- [Task requirements] Take the lines from the beginning of the material through the line containing "482,998 487.7,860 494.3,701';" and retype them exactly, leaving the pictures out.

--------------------------------------------------

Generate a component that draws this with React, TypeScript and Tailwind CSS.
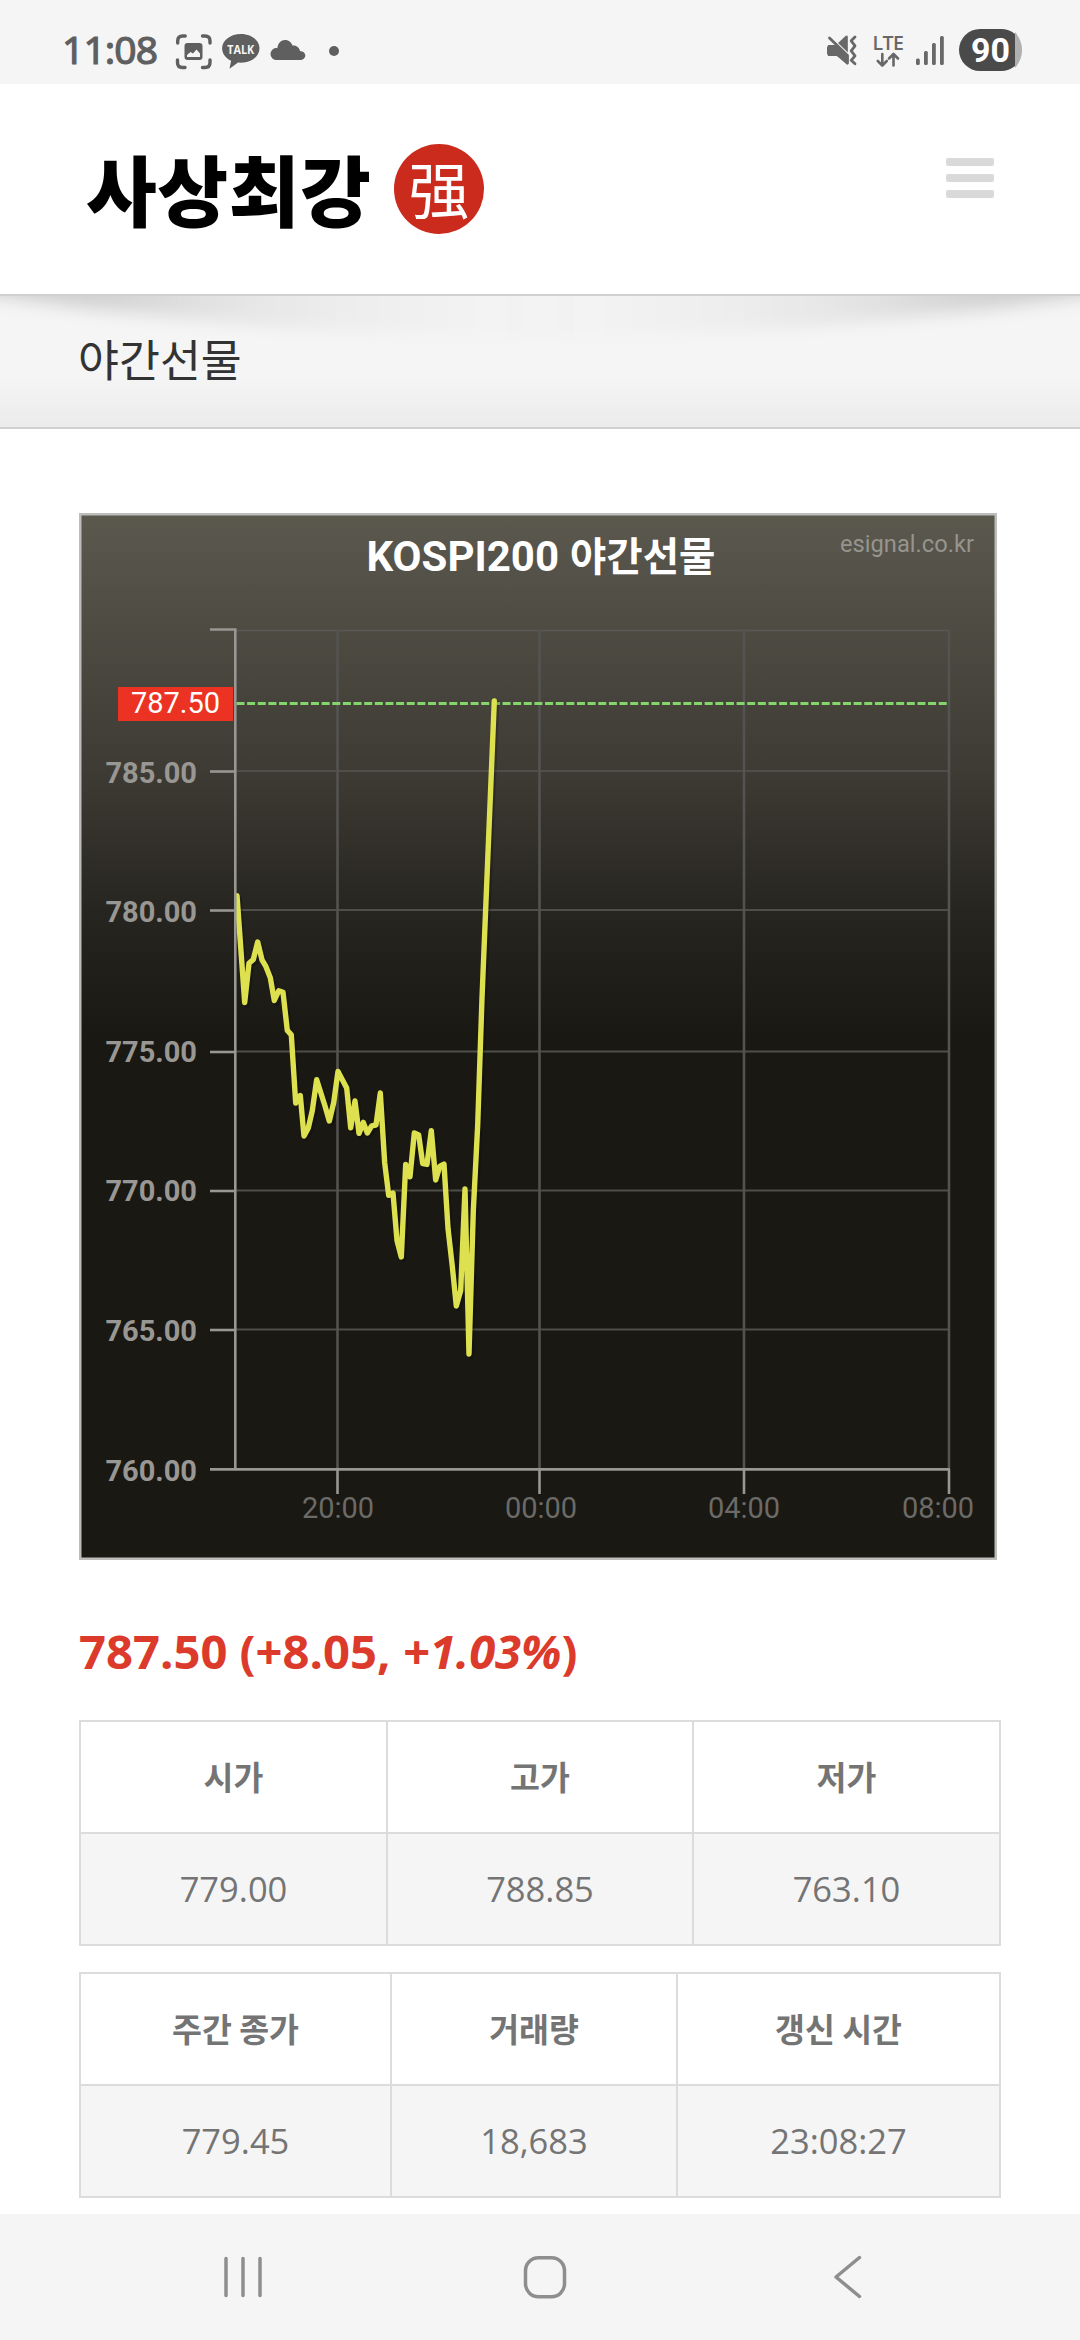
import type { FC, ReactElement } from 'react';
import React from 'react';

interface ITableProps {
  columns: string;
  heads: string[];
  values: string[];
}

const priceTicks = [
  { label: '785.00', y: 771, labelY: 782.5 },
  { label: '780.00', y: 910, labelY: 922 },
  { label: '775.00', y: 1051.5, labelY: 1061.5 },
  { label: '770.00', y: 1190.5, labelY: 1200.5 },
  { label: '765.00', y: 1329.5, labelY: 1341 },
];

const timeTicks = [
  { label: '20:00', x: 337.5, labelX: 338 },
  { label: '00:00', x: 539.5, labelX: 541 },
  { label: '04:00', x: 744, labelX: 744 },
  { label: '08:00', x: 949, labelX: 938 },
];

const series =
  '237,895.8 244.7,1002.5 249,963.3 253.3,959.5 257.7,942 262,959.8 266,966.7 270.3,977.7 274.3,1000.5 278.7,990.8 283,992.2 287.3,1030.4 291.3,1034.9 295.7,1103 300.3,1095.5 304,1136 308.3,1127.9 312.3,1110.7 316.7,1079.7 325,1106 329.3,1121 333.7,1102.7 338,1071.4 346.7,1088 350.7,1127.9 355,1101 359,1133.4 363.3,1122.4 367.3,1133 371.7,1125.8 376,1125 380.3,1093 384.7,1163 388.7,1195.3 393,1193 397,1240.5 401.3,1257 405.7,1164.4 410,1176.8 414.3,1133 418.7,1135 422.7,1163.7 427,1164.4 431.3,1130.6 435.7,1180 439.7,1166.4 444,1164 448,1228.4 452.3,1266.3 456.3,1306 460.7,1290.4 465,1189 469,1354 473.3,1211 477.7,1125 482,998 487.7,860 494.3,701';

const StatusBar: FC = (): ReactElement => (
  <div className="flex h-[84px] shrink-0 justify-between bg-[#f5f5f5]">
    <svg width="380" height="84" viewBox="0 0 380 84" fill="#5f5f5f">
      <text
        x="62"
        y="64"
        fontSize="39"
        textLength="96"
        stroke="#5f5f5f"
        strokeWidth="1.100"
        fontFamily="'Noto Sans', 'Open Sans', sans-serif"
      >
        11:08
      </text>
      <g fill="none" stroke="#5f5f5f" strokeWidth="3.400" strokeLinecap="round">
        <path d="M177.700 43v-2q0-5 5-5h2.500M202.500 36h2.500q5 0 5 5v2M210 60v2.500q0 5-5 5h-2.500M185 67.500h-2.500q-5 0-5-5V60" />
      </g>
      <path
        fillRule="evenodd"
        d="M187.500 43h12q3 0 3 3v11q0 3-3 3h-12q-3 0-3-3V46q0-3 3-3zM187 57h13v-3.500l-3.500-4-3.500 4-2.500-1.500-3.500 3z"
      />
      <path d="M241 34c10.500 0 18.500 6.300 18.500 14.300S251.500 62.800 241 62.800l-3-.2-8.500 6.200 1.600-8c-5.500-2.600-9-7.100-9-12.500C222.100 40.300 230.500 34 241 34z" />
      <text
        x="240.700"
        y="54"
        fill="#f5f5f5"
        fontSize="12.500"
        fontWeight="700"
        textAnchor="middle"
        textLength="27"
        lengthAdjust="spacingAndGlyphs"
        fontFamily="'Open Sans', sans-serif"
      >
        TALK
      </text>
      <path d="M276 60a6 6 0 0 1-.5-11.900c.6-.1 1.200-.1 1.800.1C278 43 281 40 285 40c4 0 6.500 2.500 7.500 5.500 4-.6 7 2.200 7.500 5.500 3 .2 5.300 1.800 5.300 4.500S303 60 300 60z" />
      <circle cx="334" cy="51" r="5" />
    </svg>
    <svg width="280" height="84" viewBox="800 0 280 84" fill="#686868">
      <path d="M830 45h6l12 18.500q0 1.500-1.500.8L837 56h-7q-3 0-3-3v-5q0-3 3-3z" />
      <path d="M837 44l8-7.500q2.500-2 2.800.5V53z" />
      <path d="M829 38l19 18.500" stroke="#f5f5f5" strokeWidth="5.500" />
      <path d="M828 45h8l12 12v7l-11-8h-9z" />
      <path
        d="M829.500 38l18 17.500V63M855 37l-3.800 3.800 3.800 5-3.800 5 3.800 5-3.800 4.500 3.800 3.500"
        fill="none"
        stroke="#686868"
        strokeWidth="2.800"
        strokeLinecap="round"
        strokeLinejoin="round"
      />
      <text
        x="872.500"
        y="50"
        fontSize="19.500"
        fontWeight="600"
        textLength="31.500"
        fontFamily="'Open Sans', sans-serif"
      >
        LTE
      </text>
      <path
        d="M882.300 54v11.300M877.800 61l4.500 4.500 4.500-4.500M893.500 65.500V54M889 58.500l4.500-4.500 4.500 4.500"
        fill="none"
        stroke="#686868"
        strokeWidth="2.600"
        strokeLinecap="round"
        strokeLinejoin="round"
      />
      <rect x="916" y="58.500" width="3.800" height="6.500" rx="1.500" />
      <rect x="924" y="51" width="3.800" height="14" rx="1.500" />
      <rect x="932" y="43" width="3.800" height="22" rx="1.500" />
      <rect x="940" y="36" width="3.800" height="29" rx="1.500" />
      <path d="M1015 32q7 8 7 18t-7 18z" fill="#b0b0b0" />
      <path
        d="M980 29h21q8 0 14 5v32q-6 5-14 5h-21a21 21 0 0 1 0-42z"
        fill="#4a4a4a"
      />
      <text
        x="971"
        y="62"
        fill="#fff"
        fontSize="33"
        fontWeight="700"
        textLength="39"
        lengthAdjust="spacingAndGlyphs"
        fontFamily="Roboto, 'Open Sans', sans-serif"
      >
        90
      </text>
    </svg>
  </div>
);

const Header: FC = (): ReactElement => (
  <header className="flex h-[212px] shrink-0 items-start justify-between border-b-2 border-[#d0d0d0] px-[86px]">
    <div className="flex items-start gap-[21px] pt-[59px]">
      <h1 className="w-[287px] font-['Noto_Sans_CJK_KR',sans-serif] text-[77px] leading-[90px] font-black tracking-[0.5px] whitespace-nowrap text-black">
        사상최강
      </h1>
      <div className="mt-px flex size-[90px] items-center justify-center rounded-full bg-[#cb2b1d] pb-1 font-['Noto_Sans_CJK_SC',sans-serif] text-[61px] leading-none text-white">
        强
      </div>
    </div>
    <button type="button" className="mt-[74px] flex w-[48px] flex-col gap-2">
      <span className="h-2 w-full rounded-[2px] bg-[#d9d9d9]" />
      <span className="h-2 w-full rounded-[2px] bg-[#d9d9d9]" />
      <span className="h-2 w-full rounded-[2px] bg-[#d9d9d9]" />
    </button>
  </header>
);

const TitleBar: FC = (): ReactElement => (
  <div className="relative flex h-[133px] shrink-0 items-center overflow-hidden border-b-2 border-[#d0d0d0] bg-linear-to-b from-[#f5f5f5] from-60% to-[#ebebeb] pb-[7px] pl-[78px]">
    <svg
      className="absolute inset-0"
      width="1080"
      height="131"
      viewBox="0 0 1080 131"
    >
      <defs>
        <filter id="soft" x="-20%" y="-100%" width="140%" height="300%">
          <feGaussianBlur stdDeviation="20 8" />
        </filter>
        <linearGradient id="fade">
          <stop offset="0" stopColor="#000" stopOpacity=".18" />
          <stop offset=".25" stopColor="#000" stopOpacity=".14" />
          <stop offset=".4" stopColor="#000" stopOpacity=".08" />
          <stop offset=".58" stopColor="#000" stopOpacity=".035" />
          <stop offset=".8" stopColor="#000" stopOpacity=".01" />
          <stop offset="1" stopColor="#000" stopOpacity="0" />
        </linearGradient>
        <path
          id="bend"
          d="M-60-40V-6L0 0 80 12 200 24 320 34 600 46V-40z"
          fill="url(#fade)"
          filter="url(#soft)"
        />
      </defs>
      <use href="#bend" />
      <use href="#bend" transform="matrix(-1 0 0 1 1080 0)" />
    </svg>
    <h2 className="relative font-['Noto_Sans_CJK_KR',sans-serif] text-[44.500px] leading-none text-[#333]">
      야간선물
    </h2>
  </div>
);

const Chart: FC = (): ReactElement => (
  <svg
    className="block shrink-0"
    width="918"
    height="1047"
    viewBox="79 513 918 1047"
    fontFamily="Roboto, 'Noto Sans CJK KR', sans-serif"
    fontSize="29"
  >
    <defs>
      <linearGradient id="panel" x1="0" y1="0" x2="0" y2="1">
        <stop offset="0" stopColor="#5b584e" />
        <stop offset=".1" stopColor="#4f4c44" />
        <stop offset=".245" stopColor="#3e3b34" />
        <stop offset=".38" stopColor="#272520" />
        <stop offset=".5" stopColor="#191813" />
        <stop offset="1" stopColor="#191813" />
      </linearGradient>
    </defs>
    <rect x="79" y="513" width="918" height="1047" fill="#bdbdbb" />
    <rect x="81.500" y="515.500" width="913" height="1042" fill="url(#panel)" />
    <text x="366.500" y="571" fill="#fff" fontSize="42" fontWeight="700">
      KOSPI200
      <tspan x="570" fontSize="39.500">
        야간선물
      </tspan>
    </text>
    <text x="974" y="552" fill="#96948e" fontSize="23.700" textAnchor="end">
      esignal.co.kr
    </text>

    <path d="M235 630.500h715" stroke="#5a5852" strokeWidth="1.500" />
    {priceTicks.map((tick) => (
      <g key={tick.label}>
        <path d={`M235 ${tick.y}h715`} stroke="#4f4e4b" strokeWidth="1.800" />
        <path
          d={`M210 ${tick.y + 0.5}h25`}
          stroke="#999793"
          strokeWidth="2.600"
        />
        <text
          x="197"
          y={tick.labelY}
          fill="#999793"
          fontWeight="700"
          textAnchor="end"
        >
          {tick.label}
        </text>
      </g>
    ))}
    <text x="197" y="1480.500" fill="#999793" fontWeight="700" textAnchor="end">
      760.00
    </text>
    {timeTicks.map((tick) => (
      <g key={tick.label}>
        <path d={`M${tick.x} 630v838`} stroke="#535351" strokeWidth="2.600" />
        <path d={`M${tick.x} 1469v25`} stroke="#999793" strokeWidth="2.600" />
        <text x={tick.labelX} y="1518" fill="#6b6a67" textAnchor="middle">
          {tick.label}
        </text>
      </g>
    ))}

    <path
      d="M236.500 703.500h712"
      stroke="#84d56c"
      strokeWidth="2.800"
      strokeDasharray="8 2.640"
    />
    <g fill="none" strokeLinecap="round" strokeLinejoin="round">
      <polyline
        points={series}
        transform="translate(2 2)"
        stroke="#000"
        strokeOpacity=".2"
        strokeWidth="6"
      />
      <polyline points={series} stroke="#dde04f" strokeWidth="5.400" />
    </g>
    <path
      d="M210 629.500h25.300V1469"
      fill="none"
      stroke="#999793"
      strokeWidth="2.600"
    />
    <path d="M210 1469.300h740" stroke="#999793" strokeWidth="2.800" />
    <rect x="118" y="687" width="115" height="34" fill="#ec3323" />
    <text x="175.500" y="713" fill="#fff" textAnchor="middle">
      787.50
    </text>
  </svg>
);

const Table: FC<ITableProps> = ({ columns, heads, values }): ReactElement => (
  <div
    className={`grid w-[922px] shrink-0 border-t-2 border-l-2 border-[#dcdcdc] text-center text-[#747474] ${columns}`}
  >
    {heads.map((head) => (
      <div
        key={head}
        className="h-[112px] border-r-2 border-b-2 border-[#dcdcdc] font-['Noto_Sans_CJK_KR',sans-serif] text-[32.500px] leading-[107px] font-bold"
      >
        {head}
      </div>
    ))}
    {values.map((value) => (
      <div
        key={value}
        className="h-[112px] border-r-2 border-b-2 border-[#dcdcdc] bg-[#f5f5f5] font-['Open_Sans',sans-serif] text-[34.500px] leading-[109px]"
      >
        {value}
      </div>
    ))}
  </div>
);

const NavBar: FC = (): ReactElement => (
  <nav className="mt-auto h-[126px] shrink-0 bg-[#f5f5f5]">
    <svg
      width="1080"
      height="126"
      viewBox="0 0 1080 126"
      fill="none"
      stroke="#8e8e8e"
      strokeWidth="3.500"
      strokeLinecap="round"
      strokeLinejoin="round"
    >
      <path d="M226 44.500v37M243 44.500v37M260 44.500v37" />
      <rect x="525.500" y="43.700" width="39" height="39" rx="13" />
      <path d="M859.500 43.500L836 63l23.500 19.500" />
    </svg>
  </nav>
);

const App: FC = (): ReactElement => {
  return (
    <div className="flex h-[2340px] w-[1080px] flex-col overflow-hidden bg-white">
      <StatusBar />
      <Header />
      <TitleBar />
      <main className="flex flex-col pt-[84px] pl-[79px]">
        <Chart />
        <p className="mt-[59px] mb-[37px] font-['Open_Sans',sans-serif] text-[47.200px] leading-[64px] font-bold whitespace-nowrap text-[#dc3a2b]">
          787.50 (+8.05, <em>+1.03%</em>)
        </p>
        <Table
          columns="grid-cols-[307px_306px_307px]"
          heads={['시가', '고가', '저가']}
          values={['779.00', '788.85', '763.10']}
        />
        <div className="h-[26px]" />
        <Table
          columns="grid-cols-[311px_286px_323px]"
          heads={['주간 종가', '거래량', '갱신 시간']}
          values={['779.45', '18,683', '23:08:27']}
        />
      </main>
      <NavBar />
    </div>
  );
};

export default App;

--------------------------------------------------

- [Worked answer]
Generate a component that draws this with React, TypeScript and Tailwind CSS.
import type { FC, ReactElement } from 'react';
import React from 'react';

interface ITableProps {
  columns: string;
  heads: string[];
  values: string[];
}

const priceTicks = [
  { label: '785.00', y: 771, labelY: 782.5 },
  { label: '780.00', y: 910, labelY: 922 },
  { label: '775.00', y: 1051.5, labelY: 1061.5 },
  { label: '770.00', y: 1190.5, labelY: 1200.5 },
  { label: '765.00', y: 1329.5, labelY: 1341 },
];

const timeTicks = [
  { label: '20:00', x: 337.5, labelX: 338 },
  { label: '00:00', x: 539.5, labelX: 541 },
  { label: '04:00', x: 744, labelX: 744 },
  { label: '08:00', x: 949, labelX: 938 },
];

const series =
  '237,895.8 244.7,1002.5 249,963.3 253.3,959.5 257.7,942 262,959.8 266,966.7 270.3,977.7 274.3,1000.5 278.7,990.8 283,992.2 287.3,1030.4 291.3,1034.9 295.7,1103 300.3,1095.5 304,1136 308.3,1127.9 312.3,1110.7 316.7,1079.7 325,1106 329.3,1121 333.7,1102.7 338,1071.4 346.7,1088 350.7,1127.9 355,1101 359,1133.4 363.3,1122.4 367.3,1133 371.7,1125.8 376,1125 380.3,1093 384.7,1163 388.7,1195.3 393,1193 397,1240.5 401.3,1257 405.7,1164.4 410,1176.8 414.3,1133 418.7,1135 422.7,1163.7 427,1164.4 431.3,1130.6 435.7,1180 439.7,1166.4 444,1164 448,1228.4 452.3,1266.3 456.3,1306 460.7,1290.4 465,1189 469,1354 473.3,1211 477.7,1125 482,998 487.7,860 494.3,701';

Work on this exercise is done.